**Task details:** Return all the data below as it stands, minus the pictures.

**Data shown:**

▬▬▬

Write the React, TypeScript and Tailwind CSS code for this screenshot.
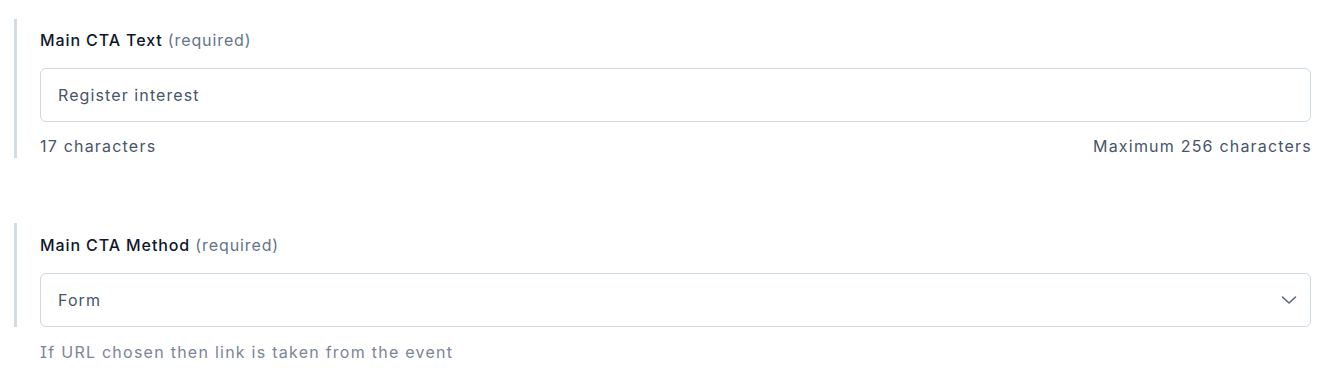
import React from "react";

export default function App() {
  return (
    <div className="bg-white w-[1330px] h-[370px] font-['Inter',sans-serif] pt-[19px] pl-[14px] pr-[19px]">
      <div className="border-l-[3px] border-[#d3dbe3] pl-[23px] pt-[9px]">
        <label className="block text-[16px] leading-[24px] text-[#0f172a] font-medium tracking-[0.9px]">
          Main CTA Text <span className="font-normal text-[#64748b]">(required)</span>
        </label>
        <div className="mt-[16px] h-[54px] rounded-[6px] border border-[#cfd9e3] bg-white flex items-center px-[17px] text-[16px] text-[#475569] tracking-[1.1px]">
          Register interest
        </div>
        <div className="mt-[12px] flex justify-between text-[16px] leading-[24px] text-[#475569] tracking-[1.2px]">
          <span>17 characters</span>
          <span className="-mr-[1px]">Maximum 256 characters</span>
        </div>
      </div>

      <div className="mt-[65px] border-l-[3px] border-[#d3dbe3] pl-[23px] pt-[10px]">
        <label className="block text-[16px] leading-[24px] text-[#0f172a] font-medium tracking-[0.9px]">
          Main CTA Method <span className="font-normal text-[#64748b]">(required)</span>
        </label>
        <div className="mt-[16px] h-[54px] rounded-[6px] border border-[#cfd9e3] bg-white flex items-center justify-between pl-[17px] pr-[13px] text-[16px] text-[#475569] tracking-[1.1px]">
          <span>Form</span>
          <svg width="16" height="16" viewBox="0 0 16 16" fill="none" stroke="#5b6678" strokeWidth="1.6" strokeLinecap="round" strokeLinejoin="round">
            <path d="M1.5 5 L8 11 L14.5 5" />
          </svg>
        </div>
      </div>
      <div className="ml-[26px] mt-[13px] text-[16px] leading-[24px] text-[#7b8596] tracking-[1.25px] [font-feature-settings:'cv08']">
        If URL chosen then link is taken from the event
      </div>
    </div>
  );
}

▬▬▬

**Solution for this task:**
Write the React, TypeScript and Tailwind CSS code for this screenshot.
import React from "react";

export default function App() {
  return (
    <div className="bg-white w-[1330px] h-[370px] font-['Inter',sans-serif] pt-[19px] pl-[14px] pr-[19px]">
      <div className="border-l-[3px] border-[#d3dbe3] pl-[23px] pt-[9px]">
        <label className="block text-[16px] leading-[24px] text-[#0f172a] font-medium tracking-[0.9px]">
          Main CTA Text <span className="font-normal text-[#64748b]">(required)</span>
        </label>
        <div className="mt-[16px] h-[54px] rounded-[6px] border border-[#cfd9e3] bg-white flex items-center px-[17px] text-[16px] text-[#475569] tracking-[1.1px]">
          Register interest
        </div>
        <div className="mt-[12px] flex justify-between text-[16px] leading-[24px] text-[#475569] tracking-[1.2px]">
          <span>17 characters</span>
          <span className="-mr-[1px]">Maximum 256 characters</span>
        </div>
      </div>

      <div className="mt-[65px] border-l-[3px] border-[#d3dbe3] pl-[23px] pt-[10px]">
        <label className="block text-[16px] leading-[24px] text-[#0f172a] font-medium tracking-[0.9px]">
          Main CTA Method <span className="font-normal text-[#64748b]">(required)</span>
        </label>
        <div className="mt-[16px] h-[54px] rounded-[6px] border border-[#cfd9e3] bg-white flex items-center justify-between pl-[17px] pr-[13px] text-[16px] text-[#475569] tracking-[1.1px]">
          <span>Form</span>
          <svg width="16" height="16" viewBox="0 0 16 16" fill="none" stroke="#5b6678" strokeWidth="1.6" strokeLinecap="round" strokeLinejoin="round">
            <path d="M1.5 5 L8 11 L14.5 5" />
          </svg>
        </div>
      </div>
      <div className="ml-[26px] mt-[13px] text-[16px] leading-[24px] text-[#7b8596] tracking-[1.25px] [font-feature-settings:'cv08']">
        If URL chosen then link is taken from the event
      </div>
    </div>
  );
}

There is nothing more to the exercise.